Ecologists Seek Addition to Waterton-Glacier

By Beacon Staff

WHITEFISH – Conservationists are urging government leaders to add a 100,000-acre piece of Canadian wilderness to the Waterton-Glacier International Peace Park.

Leading ecologists meeting in Whitefish earlier this week said extending the park’s boundaries will connect wildlife corridors and help preserve one of the most intact ecosystems in North America.

“The idea is to fill in that missing piece of Waterton-Glacier International Peace Park and create a wildlife corridor that would extend from Whitefish to Banff,” Michael Proctor, the lead researcher for the Trans-border Grizzly Bear Project said.

The Peace Park is the combination of the Glacier National Park in Montana and Waterton Lakes National Park in Canada, with the international border slicing through the upper part of the park.

But on the Canadian side of the border, a pizza-shaped slice is missing. Ecologists say adding that piece would help bighorn sheep, grizzly bears, wolverines, mountain goats, bull trout and other native fish.

“The transboundary Flathead supports the most diverse, intact community of carnivores in North America,” said John Weaver, a senior conservation scientist with the Wildlife Conservation Society. “It is truly a rich and diverse assemblage.”

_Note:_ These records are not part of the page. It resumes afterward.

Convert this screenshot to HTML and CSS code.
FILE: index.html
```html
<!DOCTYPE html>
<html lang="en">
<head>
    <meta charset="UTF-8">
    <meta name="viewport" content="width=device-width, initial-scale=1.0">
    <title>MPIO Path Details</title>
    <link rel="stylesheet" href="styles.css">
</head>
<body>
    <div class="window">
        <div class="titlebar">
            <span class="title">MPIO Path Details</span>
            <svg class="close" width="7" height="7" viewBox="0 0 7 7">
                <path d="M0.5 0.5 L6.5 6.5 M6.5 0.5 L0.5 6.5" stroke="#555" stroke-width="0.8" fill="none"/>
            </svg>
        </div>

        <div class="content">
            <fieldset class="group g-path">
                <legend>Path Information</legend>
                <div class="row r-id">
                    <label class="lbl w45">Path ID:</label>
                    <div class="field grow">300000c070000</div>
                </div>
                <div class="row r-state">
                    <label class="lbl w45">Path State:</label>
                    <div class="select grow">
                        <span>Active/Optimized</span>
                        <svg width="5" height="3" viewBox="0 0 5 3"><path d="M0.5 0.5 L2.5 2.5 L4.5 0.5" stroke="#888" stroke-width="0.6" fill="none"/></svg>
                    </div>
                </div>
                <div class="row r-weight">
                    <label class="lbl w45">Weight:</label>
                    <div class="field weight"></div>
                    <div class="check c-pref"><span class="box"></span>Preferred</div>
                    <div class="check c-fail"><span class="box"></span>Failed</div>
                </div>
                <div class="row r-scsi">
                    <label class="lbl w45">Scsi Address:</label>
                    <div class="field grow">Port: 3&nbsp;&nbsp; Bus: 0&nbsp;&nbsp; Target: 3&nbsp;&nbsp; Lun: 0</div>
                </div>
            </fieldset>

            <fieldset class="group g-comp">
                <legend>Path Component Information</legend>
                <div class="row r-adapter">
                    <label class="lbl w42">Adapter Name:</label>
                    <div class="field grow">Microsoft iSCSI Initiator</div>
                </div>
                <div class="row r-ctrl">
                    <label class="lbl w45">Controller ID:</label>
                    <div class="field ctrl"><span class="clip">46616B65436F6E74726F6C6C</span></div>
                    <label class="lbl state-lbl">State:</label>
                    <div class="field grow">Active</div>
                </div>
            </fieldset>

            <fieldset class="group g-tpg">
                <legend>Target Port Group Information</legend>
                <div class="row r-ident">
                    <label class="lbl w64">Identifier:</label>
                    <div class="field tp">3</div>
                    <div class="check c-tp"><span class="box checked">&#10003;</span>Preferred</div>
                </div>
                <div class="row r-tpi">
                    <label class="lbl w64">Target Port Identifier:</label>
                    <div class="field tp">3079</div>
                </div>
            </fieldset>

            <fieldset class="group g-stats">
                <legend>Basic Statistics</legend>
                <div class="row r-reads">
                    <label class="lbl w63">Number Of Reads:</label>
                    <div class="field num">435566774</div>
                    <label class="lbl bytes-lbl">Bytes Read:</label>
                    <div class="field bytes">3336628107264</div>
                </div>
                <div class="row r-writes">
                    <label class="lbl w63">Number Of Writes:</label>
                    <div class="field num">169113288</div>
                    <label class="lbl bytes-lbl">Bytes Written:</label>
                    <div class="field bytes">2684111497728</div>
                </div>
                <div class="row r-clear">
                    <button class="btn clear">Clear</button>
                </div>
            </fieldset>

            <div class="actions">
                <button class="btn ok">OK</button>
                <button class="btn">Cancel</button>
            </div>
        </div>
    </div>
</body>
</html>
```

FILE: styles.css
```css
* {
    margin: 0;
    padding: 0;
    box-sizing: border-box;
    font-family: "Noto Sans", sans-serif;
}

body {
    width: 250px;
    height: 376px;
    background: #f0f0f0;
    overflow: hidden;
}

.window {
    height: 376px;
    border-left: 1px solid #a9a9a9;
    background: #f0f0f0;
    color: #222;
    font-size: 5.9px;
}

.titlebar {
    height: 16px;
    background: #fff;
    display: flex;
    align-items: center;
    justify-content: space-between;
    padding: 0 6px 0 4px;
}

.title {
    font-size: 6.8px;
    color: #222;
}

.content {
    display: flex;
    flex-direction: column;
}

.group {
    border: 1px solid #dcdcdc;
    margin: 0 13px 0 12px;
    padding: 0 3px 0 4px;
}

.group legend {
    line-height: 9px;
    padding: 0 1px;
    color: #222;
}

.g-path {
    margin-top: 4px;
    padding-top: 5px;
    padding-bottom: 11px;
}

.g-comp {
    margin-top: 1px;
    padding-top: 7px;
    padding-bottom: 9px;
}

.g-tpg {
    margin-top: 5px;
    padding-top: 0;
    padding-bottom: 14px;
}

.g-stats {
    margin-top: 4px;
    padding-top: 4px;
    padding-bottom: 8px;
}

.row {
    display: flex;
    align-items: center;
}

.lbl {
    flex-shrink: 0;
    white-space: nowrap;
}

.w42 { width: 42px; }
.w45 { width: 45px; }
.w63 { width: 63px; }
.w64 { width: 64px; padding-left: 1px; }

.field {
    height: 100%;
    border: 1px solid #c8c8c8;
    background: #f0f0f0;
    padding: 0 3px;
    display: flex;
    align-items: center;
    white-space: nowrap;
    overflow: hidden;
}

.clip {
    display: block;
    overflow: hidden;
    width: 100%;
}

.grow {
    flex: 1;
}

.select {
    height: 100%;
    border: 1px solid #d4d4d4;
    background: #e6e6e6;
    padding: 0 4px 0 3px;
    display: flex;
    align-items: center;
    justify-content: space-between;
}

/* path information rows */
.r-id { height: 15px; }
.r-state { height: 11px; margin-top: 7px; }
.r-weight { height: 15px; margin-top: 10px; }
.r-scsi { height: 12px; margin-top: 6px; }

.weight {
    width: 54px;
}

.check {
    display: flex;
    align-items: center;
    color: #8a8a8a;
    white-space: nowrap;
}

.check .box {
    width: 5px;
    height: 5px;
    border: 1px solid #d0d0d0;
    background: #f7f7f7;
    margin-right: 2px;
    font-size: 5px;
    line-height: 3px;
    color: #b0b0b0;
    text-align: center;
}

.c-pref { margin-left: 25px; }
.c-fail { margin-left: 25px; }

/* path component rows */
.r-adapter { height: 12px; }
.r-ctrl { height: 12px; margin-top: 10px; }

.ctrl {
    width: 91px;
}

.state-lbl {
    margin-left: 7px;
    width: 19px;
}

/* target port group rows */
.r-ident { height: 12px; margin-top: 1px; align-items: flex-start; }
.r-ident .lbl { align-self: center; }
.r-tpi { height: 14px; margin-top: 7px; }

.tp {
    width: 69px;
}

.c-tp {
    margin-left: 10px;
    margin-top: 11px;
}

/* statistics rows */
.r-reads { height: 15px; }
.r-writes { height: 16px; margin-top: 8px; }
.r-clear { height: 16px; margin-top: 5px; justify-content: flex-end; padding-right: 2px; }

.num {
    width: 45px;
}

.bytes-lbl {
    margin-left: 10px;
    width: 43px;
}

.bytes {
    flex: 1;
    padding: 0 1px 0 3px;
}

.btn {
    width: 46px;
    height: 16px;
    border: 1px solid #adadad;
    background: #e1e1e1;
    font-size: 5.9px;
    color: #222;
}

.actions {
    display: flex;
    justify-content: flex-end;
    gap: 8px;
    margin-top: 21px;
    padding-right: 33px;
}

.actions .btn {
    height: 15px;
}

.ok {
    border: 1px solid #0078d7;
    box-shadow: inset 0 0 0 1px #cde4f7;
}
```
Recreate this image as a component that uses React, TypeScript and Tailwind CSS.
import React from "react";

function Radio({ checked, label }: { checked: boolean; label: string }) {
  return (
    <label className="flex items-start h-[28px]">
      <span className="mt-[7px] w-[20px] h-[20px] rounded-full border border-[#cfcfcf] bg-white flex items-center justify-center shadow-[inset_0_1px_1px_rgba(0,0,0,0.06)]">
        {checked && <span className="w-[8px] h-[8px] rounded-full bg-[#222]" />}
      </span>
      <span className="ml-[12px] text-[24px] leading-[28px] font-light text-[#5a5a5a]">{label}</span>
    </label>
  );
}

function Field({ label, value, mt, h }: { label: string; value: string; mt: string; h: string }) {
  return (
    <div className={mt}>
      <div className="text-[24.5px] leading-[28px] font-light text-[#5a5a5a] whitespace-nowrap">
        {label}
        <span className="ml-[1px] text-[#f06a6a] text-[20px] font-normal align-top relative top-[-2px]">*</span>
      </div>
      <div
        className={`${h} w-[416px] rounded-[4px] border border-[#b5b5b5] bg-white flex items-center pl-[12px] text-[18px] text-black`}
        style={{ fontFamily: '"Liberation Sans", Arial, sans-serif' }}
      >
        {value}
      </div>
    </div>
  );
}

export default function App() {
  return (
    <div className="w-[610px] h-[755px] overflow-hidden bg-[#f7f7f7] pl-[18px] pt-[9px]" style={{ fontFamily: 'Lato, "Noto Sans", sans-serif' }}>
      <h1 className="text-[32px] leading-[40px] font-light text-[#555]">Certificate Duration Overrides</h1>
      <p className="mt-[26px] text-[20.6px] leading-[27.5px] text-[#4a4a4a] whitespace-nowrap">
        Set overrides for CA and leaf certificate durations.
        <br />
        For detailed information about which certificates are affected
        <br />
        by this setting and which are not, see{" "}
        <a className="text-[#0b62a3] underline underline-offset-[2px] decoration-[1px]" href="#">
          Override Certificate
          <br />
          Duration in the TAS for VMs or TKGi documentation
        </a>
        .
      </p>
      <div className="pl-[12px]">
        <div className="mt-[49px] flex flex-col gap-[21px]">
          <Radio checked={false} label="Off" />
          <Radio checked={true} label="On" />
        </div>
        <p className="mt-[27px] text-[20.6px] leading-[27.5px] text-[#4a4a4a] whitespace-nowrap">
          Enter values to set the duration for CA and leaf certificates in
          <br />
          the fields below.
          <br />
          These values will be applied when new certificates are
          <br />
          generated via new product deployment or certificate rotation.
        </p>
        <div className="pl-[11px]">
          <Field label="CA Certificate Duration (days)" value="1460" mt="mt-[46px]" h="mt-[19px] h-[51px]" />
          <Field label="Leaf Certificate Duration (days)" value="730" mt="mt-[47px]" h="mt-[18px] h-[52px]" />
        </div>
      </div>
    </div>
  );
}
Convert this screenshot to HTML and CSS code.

On the U.S. side, the Flathead River forms the western boundary of Glacier National Park. On the Canadian side, the British Columbia Parliament in November approved legislation protecting the river basin from mining and energy development.

“Twenty years ago, if you told anyone that there would be no open pit coal mining in the transboundary North Fork, you would have been laughed out of the room,” said Harvey Locke, founder of the Yellowstone to Yukon Conservation Initiative. “It is time to complete the Peace Park. This area must stay intact.”

His group wants to create a continuous wildlife corridor from Yellowstone National Park to the Yukon in Northern Canada. Linking core reserves in the region with permanent wildlife corridors and protecting against resource development are keys to preserving the area, the group said.